Chapman v. California (1966)
- Docket
- 95
- Decided
- 1966-01-01
- Category
- General
Summary
Question: (1) Are all federal constitutional errors harmful? (2) Did it constitute a harmless constitutional error when prosecutors improperly commented on Chapman and Teale’s failure to testify? Conclusion: No and no. In an 8-1 decision written by Justice Hugo Black, the Court affirmed that there may be some constitutional errors so unimportant and insignificant that they are harmless. Justice Black noted that all fifty states have harmless error statutes or rules, and that Congress established a longstanding rule for federal courts that judgments should not be reversed for errors that do not affect parties’ substantial rights. Justice Black determined that federal law must govern the application of a state harmless error rule; the Court cannot leave the formulation of rules protecting individuals from invasion by the states to those very same states.

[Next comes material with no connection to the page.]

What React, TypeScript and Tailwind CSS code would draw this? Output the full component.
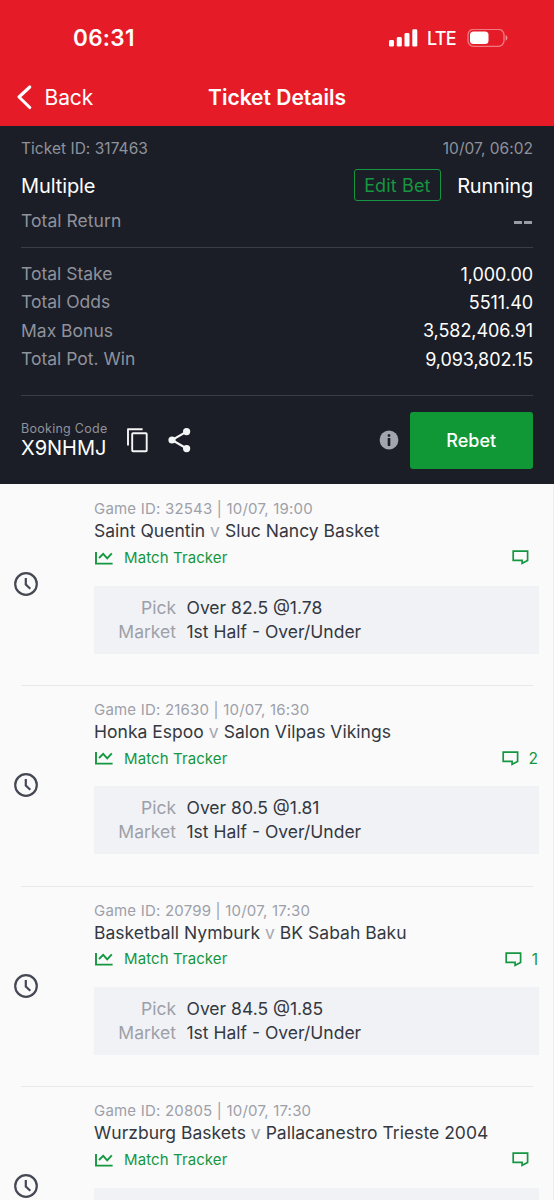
type Game = {
  id: string;
  time: string;
  home: string;
  away: string;
  pick?: string;
  comments?: number;
};

const games: Game[] = [
  { id: "32543", time: "10/07, 19:00", home: "Saint Quentin", away: "Sluc Nancy Basket", pick: "Over 82.5 @1.78" },
  { id: "21630", time: "10/07, 16:30", home: "Honka Espoo", away: "Salon Vilpas Vikings", pick: "Over 80.5 @1.81", comments: 2 },
  { id: "20799", time: "10/07, 17:30", home: "Basketball Nymburk", away: "BK Sabah Baku", pick: "Over 84.5 @1.85", comments: 1 },
  { id: "20805", time: "10/07, 17:30", home: "Wurzburg Baskets", away: "Pallacanestro Trieste 2004" },
];

const totals = [
  ["Total Stake", "1,000.00"],
  ["Total Odds", "5511.40"],
  ["Max Bonus", "3,582,406.91"],
  ["Total Pot. Win", "9,093,802.15"],
];

function StatusBar() {
  return (
    <div className="flex h-[76px] items-center pl-[73px] pr-[46px]">
      <span className="text-[22.5px] font-semibold tracking-[0.3px]">06:31</span>
      <svg className="ml-auto" width="30" height="18" viewBox="0 0 30 18" fill="white">
        <rect x="1" y="11" width="5" height="6.6" rx="1.4" />
        <rect x="8.8" y="8" width="5" height="9.6" rx="1.4" />
        <rect x="16.5" y="4" width="5" height="13.6" rx="1.4" />
        <rect x="24.3" y="0.3" width="5" height="17.3" rx="1.4" />
      </svg>
      <span className="ml-[9px] text-[18px] font-medium tracking-[-0.7px]">LTE</span>
      <svg className="ml-[11px]" width="41" height="18" viewBox="0 0 41 18">
        <rect x="1" y="0.4" width="36" height="16.9" rx="5.5" fill="none" stroke="white" strokeOpacity="0.42" strokeWidth="1.3" />
        <rect x="3" y="2.4" width="18.5" height="12.7" rx="3.5" fill="white" />
        <path d="M38.6 6c2.4.9 2.4 4.8 0 5.7z" fill="white" fillOpacity="0.5" />
      </svg>
    </div>
  );
}

function TitleBar() {
  return (
    <div className="grid h-[50px] grid-cols-[1fr_auto_1fr] items-start">
      <div className="flex h-[42px] items-center pl-[16px]">
        <svg width="16" height="26" viewBox="0 0 16 26" fill="none" stroke="white" strokeWidth="3.1" strokeLinecap="round" strokeLinejoin="round">
          <path d="M13.8 3 3 13l10.8 10.5" />
        </svg>
        <span className="ml-[12.5px] pt-px text-[21px] tracking-[-0.1px]">Back</span>
      </div>
      <h1 className="text-[21px] font-semibold leading-[43px]">Ticket Details</h1>
    </div>
  );
}

function Summary() {
  return (
    <section className="flex h-[358px] flex-col bg-[#1b1e26] px-[21px] text-white">
      <div className="flex h-[45px] items-center justify-between text-[15.5px] tracking-[0.03px] text-[#8f929c]">
        <span>Ticket ID: 317463</span>
        <span>10/07, 06:02</span>
      </div>
      <div className="flex h-[30px] items-center text-[20px]">
        <span className="tracking-[-0.1px]">Multiple</span>
        <button className="ml-auto mt-[-2px] flex h-[32px] w-[87.5px] items-center justify-center rounded-[3px] border-[1.5px] border-[#159640] text-[18px] tracking-[0.15px] text-[#159640]">
          Edit Bet
        </button>
        <span className="ml-[16px] tracking-[-0.2px]">Running</span>
      </div>
      <div className="flex h-[47px] items-center justify-between border-b border-[#3b3e46] text-[17.5px] tracking-[0.05px] text-[#8f929c]">
        <span className="mt-[-5px]">Total Return</span>
        <span className="mr-px mt-[-3px] flex gap-[2.5px]">
          <i className="h-[3px] w-[8px] bg-[#9a9ca4]" />
          <i className="h-[3px] w-[8px] bg-[#9a9ca4]" />
        </span>
      </div>
      <dl className="h-[148px] border-b border-[#3b3e46] pt-[12px]">
        {totals.map(([label, value]) => (
          <div key={label} className="flex h-[28.4px] items-center justify-between">
            <dt className="text-[17.5px] text-[#8f929c]">{label}</dt>
            <dd className="text-[18px] tracking-[-0.08px]">{value}</dd>
          </div>
        ))}
      </dl>
      <div className="flex h-[88px] items-center">
        <div className="w-[105px] whitespace-nowrap">
          <div className="pt-px text-[12.5px] leading-[16px] tracking-[0.28px] text-[#8f929c]">Booking Code</div>
          <div className="text-[20px] leading-[23px]">X9NHMJ</div>
        </div>
        <svg width="22" height="26" viewBox="0 0 22 26" fill="none" stroke="#f5f5f7" strokeWidth="1.9" strokeLinejoin="round">
          <path d="M2 18.5V2.2h14.6" />
          <rect x="6.2" y="6.3" width="14.5" height="18" rx="0.8" />
        </svg>
        <svg className="ml-[20px]" width="23" height="26" viewBox="0 0 23 26" fill="#f5f5f7" stroke="#f5f5f7">
          <path d="M18.6 4.7 4 13l14.6 8.5" fill="none" strokeWidth="2.1" />
          <circle cx="18.6" cy="4.6" r="3.6" stroke="none" />
          <circle cx="4" cy="13" r="3.6" stroke="none" />
          <circle cx="18.6" cy="21.6" r="3.6" stroke="none" />
        </svg>
        <svg className="ml-auto" width="20" height="20" viewBox="0 0 20 20">
          <circle cx="10" cy="10" r="9.4" fill="#a2a4ae" />
          <rect x="8.7" y="4.3" width="2.6" height="2.4" rx="0.6" fill="#1b1e26" />
          <rect x="8.7" y="8" width="2.6" height="8" rx="0.4" fill="#1b1e26" />
        </svg>
        <button className="ml-[11px] h-[57px] w-[123.5px] rounded-[3px] bg-[#109837] text-[18px] font-medium">
          Rebet
        </button>
      </div>
    </section>
  );
}

function GameRow({ game }: { game: Game }) {
  return (
    <article className="h-[200.8px] shrink-0 pl-[21px] pr-[15px]">
      <div className="flex h-[200.8px]">
        <div className="ml-[-8px] flex h-[200px] w-[81px] shrink-0 items-center">
          <svg width="26" height="26" viewBox="0 0 26 26" fill="none" stroke="#454954" strokeWidth="2.2">
            <circle cx="13" cy="13" r="10.8" />
            <path d="M12.8 7v6.6l4.5 4.2" />
          </svg>
        </div>
        <div className="min-w-0 flex-1 whitespace-nowrap pt-[14px]">
          <div className="text-[15px] leading-[21px] tracking-[0.2px] text-[#9da0a9]">
            Game ID: {game.id} | {game.time}
          </div>
          <div className="text-[17.5px] leading-[24px] tracking-[0.02px] text-[#343841]">
            {game.home} <span className="text-[#a5a8b0]">v</span> {game.away}
          </div>
          <div className="flex h-[30px] items-center text-[15.5px] text-[#159640]">
            <svg className="mt-[-1px]" width="19" height="14" viewBox="0 0 19 14" fill="none" stroke="currentColor" strokeWidth="1.9">
              <path d="M2 1v11.6h16.6" />
              <path d="m5 7 4.2-4.2 4 4.6 4.6-5.1" />
            </svg>
            <span className="ml-[11px] text-[15px] tracking-[0.1px]">Match Tracker</span>
            <span className={game.comments ? "ml-auto flex items-center" : "ml-auto mr-[9px] flex items-center"}>
              <svg className="mt-[-1px]" width="17" height="15" viewBox="0 0 17 15" fill="none" stroke="currentColor" strokeWidth="1.7">
                <path d="M1.2 1.2h14.4v9.2l-5.5 2.9v-2.9H1.2z" />
              </svg>
              {game.comments && <span className="ml-[10px] tracking-normal">{game.comments}</span>}
            </span>
          </div>
          <dl className="mr-[-0.5px] mt-[12.5px] grid h-[68px] grid-cols-[82px_auto] content-center gap-x-[10.5px] bg-[#f1f2f5] text-[17.5px] leading-[24px] text-[#343841]">
            {game.pick && (
              <>
                <dt className="text-right text-[#9da0a9]">Pick</dt>
                <dd>{game.pick}</dd>
                <dt className="text-right text-[#9da0a9]">Market</dt>
                <dd>1st Half - Over/Under</dd>
              </>
            )}
          </dl>
        </div>
      </div>
      <div className="mr-[5px] h-px bg-[#e7e8ec]" />
    </article>
  );
}

export default function App() {
  return (
    <main className="flex h-[1200px] w-[554px] flex-col overflow-hidden bg-[#fafafb] font-['Inter',sans-serif]">
      <header className="h-[126px] shrink-0 bg-[#e61b28] text-white">
        <StatusBar />
        <TitleBar />
      </header>
      <div className="shrink-0">
        <Summary />
      </div>
      <div className="min-h-0 flex-1 overflow-hidden border-r border-[#ededf2]">
        {games.map((game) => (
          <GameRow key={game.id} game={game} />
        ))}
      </div>
    </main>
  );
}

Justice Black then cited the holding from Fahy v. State of Connecticut , where the Court determined that an error is harmful if there is a reasonable possibility that the evidence complained of might have contributed to the conviction. Here, the prosecution repeatedly told the jury that by their silence Chapman and Teale had served as irrefutable witnesses against themselves; absent these comments, reasonable jurors might well have returned a not-guilty verdict. Thus, the state had not demonstrated beyond a reasonable doubt that the prosecutions’ comments did not contribute to Chapman and Teale’s conviction, and the error was harmful. Justice Potter Stewart concurred, noting that the Court previously reversed all convictions of guilt when defendants had given involuntary confessions at trial. Justice Stewart rejected the notion that such constitutional violations could ever be harmless. Justice John Harlan dissented, arguing that the state appellate court reasonably applied California’s harmless error rule to sustain Chapman and Teale’s conviction, and that California’s harmless error rule was consistent with the guarantee of fundamental fairness in the Fourteenth Amendment’s Due Process Clause. Justice Harlan rejected the majority’s assumption of a general supervisory power over the trial of federal constitutional issues, finding no source for that power in the Fourteenth Amendment.